» **Problem to solve**
Every line of the listing must be reproduced as it stands. Leave the images behind.

» **Recorded data**
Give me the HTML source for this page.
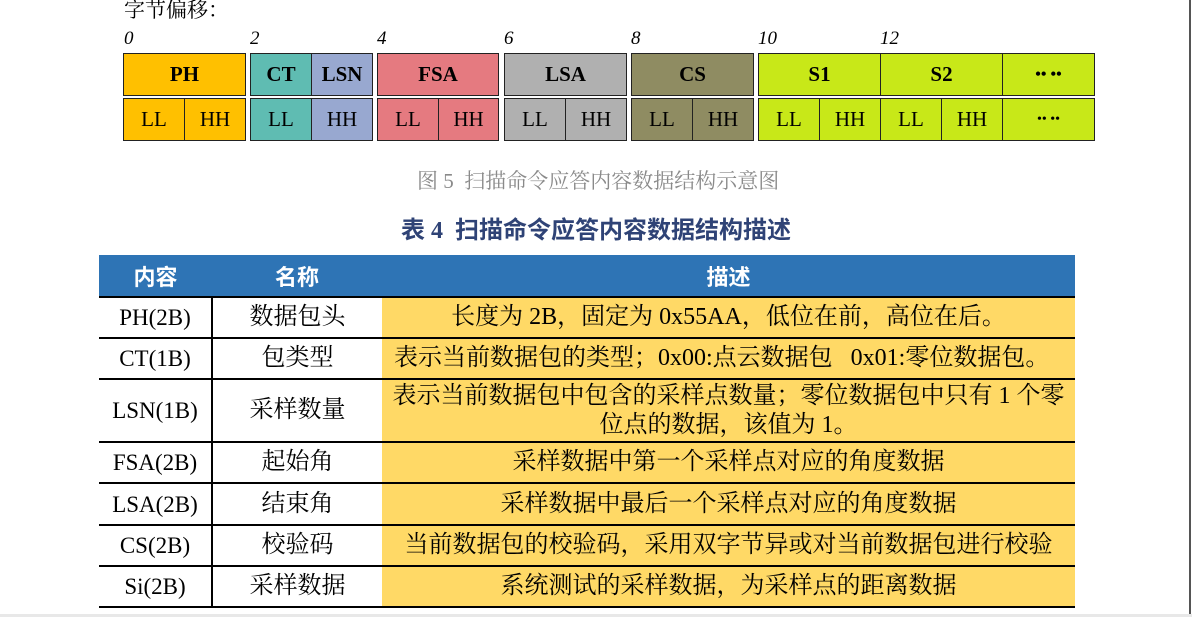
<!DOCTYPE html>
<html><head><meta charset="utf-8"><style>
body{margin:0;width:1192px;height:617px;background:#fff;position:relative;overflow:hidden;font-family:"Liberation Serif","Noto Serif CJK SC",serif;color:#000}
.a{position:absolute}
.b{position:absolute;box-sizing:border-box;border:1.5px solid #222;display:flex;align-items:center;justify-content:center;font-size:21px}
.bold{font-weight:bold}
.n{position:absolute;top:28px;font-style:italic;font-size:19px}
table{position:absolute;left:99px;top:255px;border-collapse:collapse;font-size:24px;width:976px;table-layout:fixed}
td{border-top:2px solid #000;text-align:center;padding:0;line-height:27px;white-space:nowrap}
td.c1{border-right:2px solid #000;font-size:23px}
td.c3{background:#ffd966}
th{background:#2e74b5;color:#fff;height:41px;font-weight:bold;font-family:"Liberation Sans","Noto Sans CJK SC",sans-serif;font-size:22px;padding:0}
</style></head><body>
<div class="a" style="left:124px;top:-2px;font-size:21px;line-height:24px">字节偏移：</div>
<div class="n" style="left:124px">0</div>
<div class="n" style="left:250px">2</div>
<div class="n" style="left:377px">4</div>
<div class="n" style="left:504px">6</div>
<div class="n" style="left:631px">8</div>
<div class="n" style="left:758px">10</div>
<div class="n" style="left:880px">12</div>

<div class="b bold" style="left:123px;top:53px;width:123px;height:43px;background:#ffc000">PH</div>
<div class="b" style="left:123px;top:98px;width:62px;height:43px;background:#ffc000">LL</div>
<div class="b" style="left:184px;top:98px;width:62px;height:43px;background:#ffc000">HH</div>

<div class="b bold" style="left:250px;top:53px;width:62px;height:43px;background:#5fbcb2">CT</div>
<div class="b bold" style="left:311px;top:53px;width:62px;height:43px;background:#98a8d0">LSN</div>
<div class="b" style="left:250px;top:98px;width:62px;height:43px;background:#5fbcb2">LL</div>
<div class="b" style="left:311px;top:98px;width:62px;height:43px;background:#98a8d0">HH</div>

<div class="b bold" style="left:377px;top:53px;width:122px;height:43px;background:#e57a80">FSA</div>
<div class="b" style="left:377px;top:98px;width:62px;height:43px;background:#e57a80">LL</div>
<div class="b" style="left:438px;top:98px;width:61px;height:43px;background:#e57a80">HH</div>

<div class="b bold" style="left:504px;top:53px;width:123px;height:43px;background:#b0b0b0">LSA</div>
<div class="b" style="left:504px;top:98px;width:62px;height:43px;background:#b0b0b0">LL</div>
<div class="b" style="left:565px;top:98px;width:62px;height:43px;background:#b0b0b0">HH</div>

<div class="b bold" style="left:631px;top:53px;width:123px;height:43px;background:#8f8c62">CS</div>
<div class="b" style="left:631px;top:98px;width:62px;height:43px;background:#8f8c62">LL</div>
<div class="b" style="left:692px;top:98px;width:62px;height:43px;background:#8f8c62">HH</div>

<div class="b bold" style="left:758px;top:53px;width:123px;height:43px;background:#c8e818">S1</div>
<div class="b bold" style="left:880px;top:53px;width:123px;height:43px;background:#c8e818">S2</div>
<div class="b bold" style="left:1002px;top:53px;width:93px;height:43px;background:#c8e818;font-size:16px">•• ••</div>
<div class="b" style="left:758px;top:98px;width:62px;height:43px;background:#c8e818">LL</div>
<div class="b" style="left:819px;top:98px;width:62px;height:43px;background:#c8e818">HH</div>
<div class="b" style="left:880px;top:98px;width:62px;height:43px;background:#c8e818">LL</div>
<div class="b" style="left:941px;top:98px;width:62px;height:43px;background:#c8e818">HH</div>
<div class="b" style="left:1002px;top:98px;width:93px;height:43px;background:#c8e818;font-size:14px">•• ••</div>

<div class="a" style="left:417px;top:168px;font-size:21px;color:#8a8a8a;line-height:26px;white-space:nowrap">图 5&nbsp; 扫描命令应答内容数据结构示意图</div>
<div class="a" style="left:401px;top:216px;font-size:24px;color:#2f4376;font-weight:bold;line-height:30px;white-space:nowrap;font-family:'Liberation Serif','Noto Sans CJK SC',serif">表 4&nbsp; 扫描命令应答内容数据结构描述</div>

<table>
<colgroup><col style="width:113px"><col style="width:170px"><col style="width:693px"></colgroup>
<tr><th>内容</th><th>名称</th><th>描述</th></tr>
<tr style="height:41px"><td class="c1">PH(2B)</td><td class="c2">数据包头</td><td class="c3">长度为 2B，固定为 0x55AA，低位在前，高位在后。</td></tr>
<tr style="height:41px"><td class="c1">CT(1B)</td><td class="c2">包类型</td><td class="c3" style="text-align:left;padding-left:12px">表示当前数据包的类型；0x00:点云数据包&nbsp;&nbsp;&nbsp;0x01:零位数据包。</td></tr>
<tr style="height:63px"><td class="c1">LSN(1B)</td><td class="c2">采样数量</td><td class="c3" style="line-height:29px">表示当前数据包中包含的采样点数量；零位数据包中只有 1 个零<br>位点的数据，该值为 1。</td></tr>
<tr style="height:41px"><td class="c1">FSA(2B)</td><td class="c2">起始角</td><td class="c3">采样数据中第一个采样点对应的角度数据</td></tr>
<tr style="height:42px"><td class="c1">LSA(2B)</td><td class="c2">结束角</td><td class="c3">采样数据中最后一个采样点对应的角度数据</td></tr>
<tr style="height:41px"><td class="c1">CS(2B)</td><td class="c2">校验码</td><td class="c3">当前数据包的校验码，采用双字节异或对当前数据包进行校验</td></tr>
<tr style="height:41px;border-bottom:2px solid #000"><td class="c1">Si(2B)</td><td class="c2">采样数据</td><td class="c3">系统测试的采样数据，为采样点的距离数据</td></tr>
</table>

<div class="a" style="left:1189px;top:0;width:2px;height:614px;background:#555"></div>
<div class="a" style="left:0;top:614px;width:1192px;height:3px;background:#e8e8e8"></div>
</body></html>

» **The result**
Give me the HTML source for this page.
<!DOCTYPE html>
<html><head><meta charset="utf-8"><style>
body{margin:0;width:1192px;height:617px;background:#fff;position:relative;overflow:hidden;font-family:"Liberation Serif","Noto Serif CJK SC",serif;color:#000}
.a{position:absolute}
.b{position:absolute;box-sizing:border-box;border:1.5px solid #222;display:flex;align-items:center;justify-content:center;font-size:21px}
.bold{font-weight:bold}
.n{position:absolute;top:28px;font-style:italic;font-size:19px}
table{position:absolute;left:99px;top:255px;border-collapse:collapse;font-size:24px;width:976px;table-layout:fixed}
td{border-top:2px solid #000;text-align:center;padding:0;line-height:27px;white-space:nowrap}
td.c1{border-right:2px solid #000;font-size:23px}
td.c3{background:#ffd966}
th{background:#2e74b5;color:#fff;height:41px;font-weight:bold;font-family:"Liberation Sans","Noto Sans CJK SC",sans-serif;font-size:22px;padding:0}
</style></head><body>
<div class="a" style="left:124px;top:-2px;font-size:21px;line-height:24px">字节偏移：</div>
<div class="n" style="left:124px">0</div>
<div class="n" style="left:250px">2</div>
<div class="n" style="left:377px">4</div>
<div class="n" style="left:504px">6</div>
<div class="n" style="left:631px">8</div>
<div class="n" style="left:758px">10</div>
<div class="n" style="left:880px">12</div>

<div class="b bold" style="left:123px;top:53px;width:123px;height:43px;background:#ffc000">PH</div>
<div class="b" style="left:123px;top:98px;width:62px;height:43px;background:#ffc000">LL</div>
<div class="b" style="left:184px;top:98px;width:62px;height:43px;background:#ffc000">HH</div>

<div class="b bold" style="left:250px;top:53px;width:62px;height:43px;background:#5fbcb2">CT</div>
<div class="b bold" style="left:311px;top:53px;width:62px;height:43px;background:#98a8d0">LSN</div>
<div class="b" style="left:250px;top:98px;width:62px;height:43px;background:#5fbcb2">LL</div>
<div class="b" style="left:311px;top:98px;width:62px;height:43px;background:#98a8d0">HH</div>

<div class="b bold" style="left:377px;top:53px;width:122px;height:43px;background:#e57a80">FSA</div>
<div class="b" style="left:377px;top:98px;width:62px;height:43px;background:#e57a80">LL</div>
<div class="b" style="left:438px;top:98px;width:61px;height:43px;background:#e57a80">HH</div>

<div class="b bold" style="left:504px;top:53px;width:123px;height:43px;background:#b0b0b0">LSA</div>
<div class="b" style="left:504px;top:98px;width:62px;height:43px;background:#b0b0b0">LL</div>
<div class="b" style="left:565px;top:98px;width:62px;height:43px;background:#b0b0b0">HH</div>

<div class="b bold" style="left:631px;top:53px;width:123px;height:43px;background:#8f8c62">CS</div>
<div class="b" style="left:631px;top:98px;width:62px;height:43px;background:#8f8c62">LL</div>
<div class="b" style="left:692px;top:98px;width:62px;height:43px;background:#8f8c62">HH</div>

<div class="b bold" style="left:758px;top:53px;width:123px;height:43px;background:#c8e818">S1</div>
<div class="b bold" style="left:880px;top:53px;width:123px;height:43px;background:#c8e818">S2</div>
<div class="b bold" style="left:1002px;top:53px;width:93px;height:43px;background:#c8e818;font-size:16px">•• ••</div>
<div class="b" style="left:758px;top:98px;width:62px;height:43px;background:#c8e818">LL</div>
<div class="b" style="left:819px;top:98px;width:62px;height:43px;background:#c8e818">HH</div>
<div class="b" style="left:880px;top:98px;width:62px;height:43px;background:#c8e818">LL</div>
<div class="b" style="left:941px;top:98px;width:62px;height:43px;background:#c8e818">HH</div>
<div class="b" style="left:1002px;top:98px;width:93px;height:43px;background:#c8e818;font-size:14px">•• ••</div>

<div class="a" style="left:417px;top:168px;font-size:21px;color:#8a8a8a;line-height:26px;white-space:nowrap">图 5&nbsp; 扫描命令应答内容数据结构示意图</div>
<div class="a" style="left:401px;top:216px;font-size:24px;color:#2f4376;font-weight:bold;line-height:30px;white-space:nowrap;font-family:'Liberation Serif','Noto Sans CJK SC',serif">表 4&nbsp; 扫描命令应答内容数据结构描述</div>

<table>
<colgroup><col style="width:113px"><col style="width:170px"><col style="width:693px"></colgroup>
<tr><th>内容</th><th>名称</th><th>描述</th></tr>
<tr style="height:41px"><td class="c1">PH(2B)</td><td class="c2">数据包头</td><td class="c3">长度为 2B，固定为 0x55AA，低位在前，高位在后。</td></tr>
<tr style="height:41px"><td class="c1">CT(1B)</td><td class="c2">包类型</td><td class="c3" style="text-align:left;padding-left:12px">表示当前数据包的类型；0x00:点云数据包&nbsp;&nbsp;&nbsp;0x01:零位数据包。</td></tr>
<tr style="height:63px"><td class="c1">LSN(1B)</td><td class="c2">采样数量</td><td class="c3" style="line-height:29px">表示当前数据包中包含的采样点数量；零位数据包中只有 1 个零<br>位点的数据，该值为 1。</td></tr>
<tr style="height:41px"><td class="c1">FSA(2B)</td><td class="c2">起始角</td><td class="c3">采样数据中第一个采样点对应的角度数据</td></tr>
<tr style="height:42px"><td class="c1">LSA(2B)</td><td class="c2">结束角</td><td class="c3">采样数据中最后一个采样点对应的角度数据</td></tr>
<tr style="height:41px"><td class="c1">CS(2B)</td><td class="c2">校验码</td><td class="c3">当前数据包的校验码，采用双字节异或对当前数据包进行校验</td></tr>
<tr style="height:41px;border-bottom:2px solid #000"><td class="c1">Si(2B)</td><td class="c2">采样数据</td><td class="c3">系统测试的采样数据，为采样点的距离数据</td></tr>
</table>

<div class="a" style="left:1189px;top:0;width:2px;height:614px;background:#555"></div>
<div class="a" style="left:0;top:614px;width:1192px;height:3px;background:#e8e8e8"></div>
</body></html>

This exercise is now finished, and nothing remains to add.